_Short task:_ Reproduce the records below exactly as they appear, omitting any pictures they contain.

Start of Available data

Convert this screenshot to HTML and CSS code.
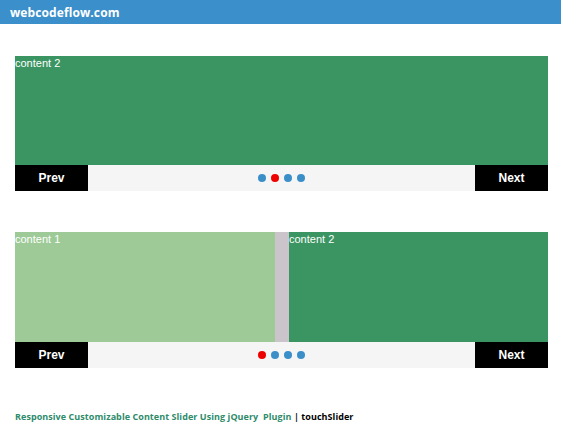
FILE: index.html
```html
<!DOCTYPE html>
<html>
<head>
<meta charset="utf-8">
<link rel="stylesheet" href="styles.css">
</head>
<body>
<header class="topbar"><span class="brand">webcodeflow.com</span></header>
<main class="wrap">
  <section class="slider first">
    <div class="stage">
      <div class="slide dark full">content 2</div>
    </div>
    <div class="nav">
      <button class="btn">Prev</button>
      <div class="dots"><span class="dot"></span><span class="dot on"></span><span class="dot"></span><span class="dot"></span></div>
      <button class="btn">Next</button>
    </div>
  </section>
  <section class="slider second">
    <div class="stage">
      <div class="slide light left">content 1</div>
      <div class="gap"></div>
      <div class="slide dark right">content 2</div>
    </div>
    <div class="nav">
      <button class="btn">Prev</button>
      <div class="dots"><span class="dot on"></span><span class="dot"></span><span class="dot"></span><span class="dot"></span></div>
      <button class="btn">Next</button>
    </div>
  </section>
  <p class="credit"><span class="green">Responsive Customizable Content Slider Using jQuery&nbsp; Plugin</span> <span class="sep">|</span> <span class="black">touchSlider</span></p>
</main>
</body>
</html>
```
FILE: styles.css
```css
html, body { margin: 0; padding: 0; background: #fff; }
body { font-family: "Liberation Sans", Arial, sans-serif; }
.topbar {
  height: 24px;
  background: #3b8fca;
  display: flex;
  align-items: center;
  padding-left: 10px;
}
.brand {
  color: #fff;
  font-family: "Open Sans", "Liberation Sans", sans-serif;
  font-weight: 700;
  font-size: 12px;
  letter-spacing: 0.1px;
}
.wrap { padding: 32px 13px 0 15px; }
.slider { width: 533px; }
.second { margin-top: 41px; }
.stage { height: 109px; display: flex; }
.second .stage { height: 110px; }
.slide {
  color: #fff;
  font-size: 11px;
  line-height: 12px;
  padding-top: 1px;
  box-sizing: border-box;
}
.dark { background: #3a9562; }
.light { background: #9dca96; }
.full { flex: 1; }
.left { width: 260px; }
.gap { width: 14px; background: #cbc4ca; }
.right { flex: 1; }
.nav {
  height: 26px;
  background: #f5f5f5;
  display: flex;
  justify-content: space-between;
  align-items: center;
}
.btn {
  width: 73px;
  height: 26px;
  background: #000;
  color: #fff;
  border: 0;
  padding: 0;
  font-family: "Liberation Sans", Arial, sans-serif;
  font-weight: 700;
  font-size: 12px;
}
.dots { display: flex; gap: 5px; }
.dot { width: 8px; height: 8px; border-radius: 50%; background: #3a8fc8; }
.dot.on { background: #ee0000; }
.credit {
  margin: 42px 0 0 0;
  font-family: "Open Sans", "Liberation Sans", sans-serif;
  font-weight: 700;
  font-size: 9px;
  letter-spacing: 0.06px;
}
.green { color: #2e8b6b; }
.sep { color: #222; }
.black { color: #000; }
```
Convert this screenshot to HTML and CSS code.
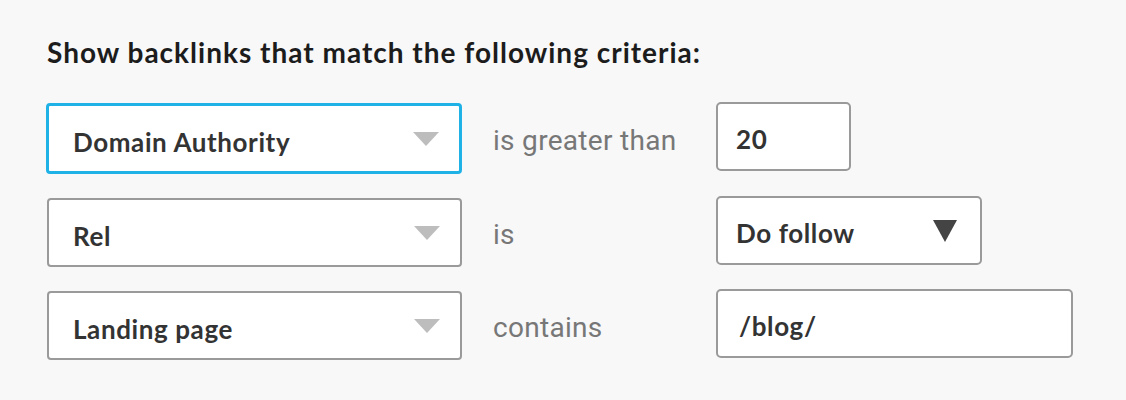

End of Available data

_The completed task:_
Convert this screenshot to HTML and CSS code.
FILE: index.html
```html
<!DOCTYPE html>
<html>
<head>
<meta charset="utf-8">
<link rel="stylesheet" href="styles.css">
</head>
<body>
<header class="topbar"><span class="brand">webcodeflow.com</span></header>
<main class="wrap">
  <section class="slider first">
    <div class="stage">
      <div class="slide dark full">content 2</div>
    </div>
    <div class="nav">
      <button class="btn">Prev</button>
      <div class="dots"><span class="dot"></span><span class="dot on"></span><span class="dot"></span><span class="dot"></span></div>
      <button class="btn">Next</button>
    </div>
  </section>
  <section class="slider second">
    <div class="stage">
      <div class="slide light left">content 1</div>
      <div class="gap"></div>
      <div class="slide dark right">content 2</div>
    </div>
    <div class="nav">
      <button class="btn">Prev</button>
      <div class="dots"><span class="dot on"></span><span class="dot"></span><span class="dot"></span><span class="dot"></span></div>
      <button class="btn">Next</button>
    </div>
  </section>
  <p class="credit"><span class="green">Responsive Customizable Content Slider Using jQuery&nbsp; Plugin</span> <span class="sep">|</span> <span class="black">touchSlider</span></p>
</main>
</body>
</html>
```
FILE: styles.css
```css
html, body { margin: 0; padding: 0; background: #fff; }
body { font-family: "Liberation Sans", Arial, sans-serif; }
.topbar {
  height: 24px;
  background: #3b8fca;
  display: flex;
  align-items: center;
  padding-left: 10px;
}
.brand {
  color: #fff;
  font-family: "Open Sans", "Liberation Sans", sans-serif;
  font-weight: 700;
  font-size: 12px;
  letter-spacing: 0.1px;
}
.wrap { padding: 32px 13px 0 15px; }
.slider { width: 533px; }
.second { margin-top: 41px; }
.stage { height: 109px; display: flex; }
.second .stage { height: 110px; }
.slide {
  color: #fff;
  font-size: 11px;
  line-height: 12px;
  padding-top: 1px;
  box-sizing: border-box;
}
.dark { background: #3a9562; }
.light { background: #9dca96; }
.full { flex: 1; }
.left { width: 260px; }
.gap { width: 14px; background: #cbc4ca; }
.right { flex: 1; }
.nav {
  height: 26px;
  background: #f5f5f5;
  display: flex;
  justify-content: space-between;
  align-items: center;
}
.btn {
  width: 73px;
  height: 26px;
  background: #000;
  color: #fff;
  border: 0;
  padding: 0;
  font-family: "Liberation Sans", Arial, sans-serif;
  font-weight: 700;
  font-size: 12px;
}
.dots { display: flex; gap: 5px; }
.dot { width: 8px; height: 8px; border-radius: 50%; background: #3a8fc8; }
.dot.on { background: #ee0000; }
.credit {
  margin: 42px 0 0 0;
  font-family: "Open Sans", "Liberation Sans", sans-serif;
  font-weight: 700;
  font-size: 9px;
  letter-spacing: 0.06px;
}
.green { color: #2e8b6b; }
.sep { color: #222; }
.black { color: #000; }
```
Convert this screenshot to HTML and CSS code.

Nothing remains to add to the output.